What’s potentially more exciting than the notebook itself is the possibility that Baron Fig might listen to its customers. Here’s what it says on its website:

Our team contacted all types of thinkers around the world and asked them one simple question: What do you like in a Sketchbook or Notebook? Their thoughts and ideas continue to fuel our research, discussion, and design.

I’ve let them know my paper needs. If you have similar (or other) needs, tell them!

Monday, January 19, 2015

Another Peek-a-Boo View (Sketch No. 8)

1/19/15 Super 5 Frankfurt, Iroshizuku Fuyu-syogun and Tsuyu-kusa inks,
Caran d'Ache Museum water-soluble colored pencil, Zig marker,
Canson XL 140 lb. paper
It’s been close to three months since I sketched a Roosevelt Light Rail Station construction crane. Too cold to stand on the street or even sit at Starbucks’ outdoor tables where I last sketched one, today I remembered that the same Starbucks has a bar-like table against large windows facing the same direction. At a slightly different angle than last time, I gave that view a try. It’s mostly blocked by large trees, but in a few months those same trees will be fully in leaf, obstructing the view even more, so I figured I might as well sketch what I can now. 

Sunday, January 18, 2015

Uninspired at the Pike Place Market

1/18/15 various inks, Caran d'Ache Museum water-soluble
colored pencil, Zig marker, Canson XL 140 lb. paper
If there hadn’t been an Urban Sketchers outing this morning, I probably would have stayed in bed listening to the torrential rain and wind battering our windows and skylights. As much as I enjoy sketching at the Pike Place Market, doing so on a blustery, stormy day does nothing for me. Everything I like to sketch there is either outdoors or too close to the elements for me to be happy on a day like this.

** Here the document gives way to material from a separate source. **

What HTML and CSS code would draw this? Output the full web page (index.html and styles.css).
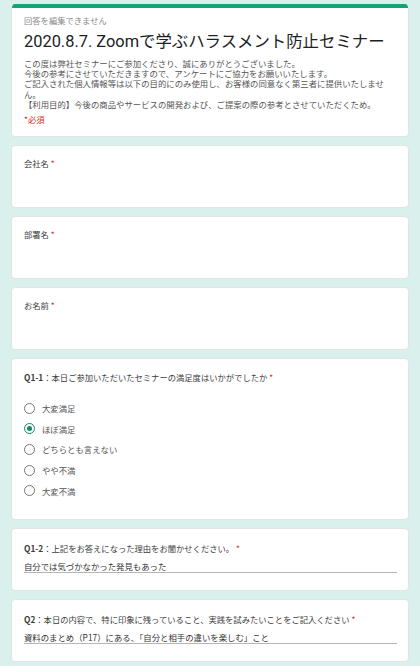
FILE: index.html
```html
<!DOCTYPE html>
<html lang="ja">
<head>
    <meta charset="UTF-8">
    <meta name="viewport" content="width=device-width, initial-scale=1.0">
    <title>2020.8.7. Zoomで学ぶハラスメント防止セミナー</title>
    <link rel="stylesheet" href="styles.css">
</head>
<body>

<div class="form">
    <div class="card head">
        <div class="bar"></div>
        <div class="head-body">
            <div class="note">回答を編集できません</div>
            <h1>2020.8.7. Zoomで学ぶハラスメント防止セミナー</h1>
            <div class="desc">
                この度は弊社セミナーにご参加くださり、誠にありがとうございました。<br>
                今後の参考にさせていただきますので、アンケートにご協力をお願いいたします。<br>
                ご記入された個人情報等は以下の目的にのみ使用し、お客様の同意なく第三者に提供いたしません。<br>
                【利用目的】今後の商品やサービスの開発および、ご提案の際の参考とさせていただくため。
            </div>
            <div class="required">*必須</div>
        </div>
    </div>

    <div class="card field">
        <div class="label">会社名 <span class="star">*</span></div>
    </div>

    <div class="card field">
        <div class="label">部署名 <span class="star">*</span></div>
    </div>

    <div class="card field">
        <div class="label">お名前 <span class="star">*</span></div>
    </div>

    <div class="card question">
        <div class="label"><b>Q1-1</b>：本日ご参加いただいたセミナーの満足度はいかがでしたか <span class="star">*</span></div>
        <div class="options">
            <div class="option"><span class="radio"></span>大変満足</div>
            <div class="option"><span class="radio checked"></span>ほぼ満足</div>
            <div class="option"><span class="radio"></span>どちらとも言えない</div>
            <div class="option"><span class="radio"></span>やや不満</div>
            <div class="option"><span class="radio"></span>大変不満</div>
        </div>
    </div>

    <div class="card answer">
        <div class="label"><b>Q1-2</b>：上記をお答えになった理由をお聞かせください。 <span class="star">*</span></div>
        <div class="value">自分では気づかなかった発見もあった</div>
    </div>

    <div class="card answer">
        <div class="label"><b>Q2</b>：本日の内容で、特に印象に残っていること、実践を試みたいことをご記入ください <span class="star">*</span></div>
        <div class="value">資料のまとめ（P17）にある、「自分と相手の違いを楽しむ」こと</div>
    </div>
</div>

</body>
</html>
```

FILE: styles.css
```css
body {
    margin: 0;
    background-color: #d9f0ec;
    font-family: "Noto Sans CJK JP", sans-serif;
    color: #444;
}

.form {
    width: 398px;
    margin: 0 auto;
    padding: 4px 0 10px;
    display: flex;
    flex-direction: column;
    gap: 8px;
}

.card {
    background-color: #fff;
    border: 1px solid #dfe5e3;
    border-radius: 4px;
    box-sizing: border-box;
}

.head {
    border-top: none;
    overflow: hidden;
    height: 133px;
}

.bar {
    height: 4px;
    background-color: #15a179;
}

.head-body {
    padding: 6px 12px 0;
}

.note {
    font-size: 8.3px;
    line-height: 12px;
    color: #8a8a8a;
}

h1 {
    margin: 4px 0 0;
    font-family: Roboto, "Noto Sans CJK JP", sans-serif;
    font-size: 16.4px;
    font-weight: 400;
    line-height: 24px;
    color: #202124;
}

.desc {
    margin-top: 4px;
    font-size: 8.4px;
    line-height: 10.2px;
    color: #555;
}

.required {
    margin-top: 4px;
    font-size: 8.4px;
    line-height: 12px;
    color: #d93025;
}

.field {
    height: 63px;
    padding: 11px 12px 0;
}

.label {
    font-size: 8.3px;
    line-height: 12px;
    color: #3c3c3c;
}

.label b {
    font-weight: 700;
}

.star {
    color: #d93025;
}

.question {
    height: 162px;
    padding: 12px 12px 0;
}

.options {
    margin-top: 19px;
    display: flex;
    flex-direction: column;
    gap: 8.7px;
}

.option {
    display: flex;
    align-items: center;
    gap: 7px;
    font-size: 8.4px;
    line-height: 12px;
    color: #555;
}

.radio {
    width: 11px;
    height: 11px;
    border: 1.3px solid #777;
    border-radius: 50%;
    box-sizing: border-box;
    display: flex;
    align-items: center;
    justify-content: center;
}

.radio.checked {
    border-color: #118a62;
}

.radio.checked::after {
    content: "";
    width: 5px;
    height: 5px;
    border-radius: 50%;
    background-color: #118a62;
}

.answer {
    height: 63px;
    padding: 13px 12px 0;
}

.value {
    margin-top: 6px;
    width: 373px;
    font-size: 8.4px;
    line-height: 12px;
    color: #333;
    border-bottom: 1px solid #b5b5b5;
}
```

Despite the ridiculous weather, the Market crowds were already getting thick, maybe because many people were coming through on their way to the noon Seahawks game. Before the crowds became daunting, I sketched a busker who was barely sheltered from the downpour just behind him.

1/15/15 Diamine Sapphire ink, Museum pencil
After that, chilled and uninspired, I wandered around in the Market’s deep lower bowels trying to warm up. Looking down from a railing toward the stairwell that leads to Western Avenue, I finally sketched another busker and got chilled all over again. Eventually I wandered back to the Atrium for our final sketchbook sharing and killed the last few minutes with twig and ink. (I think that last hasty sketch was my favorite of the day!)

I might have been crabby about the weather, but it certainly didn’t keep others away: We had a terrific turnout, including several first-timers! Only Urban Sketchers (OK, and maybe the Seahawks) can get people out on a day like this.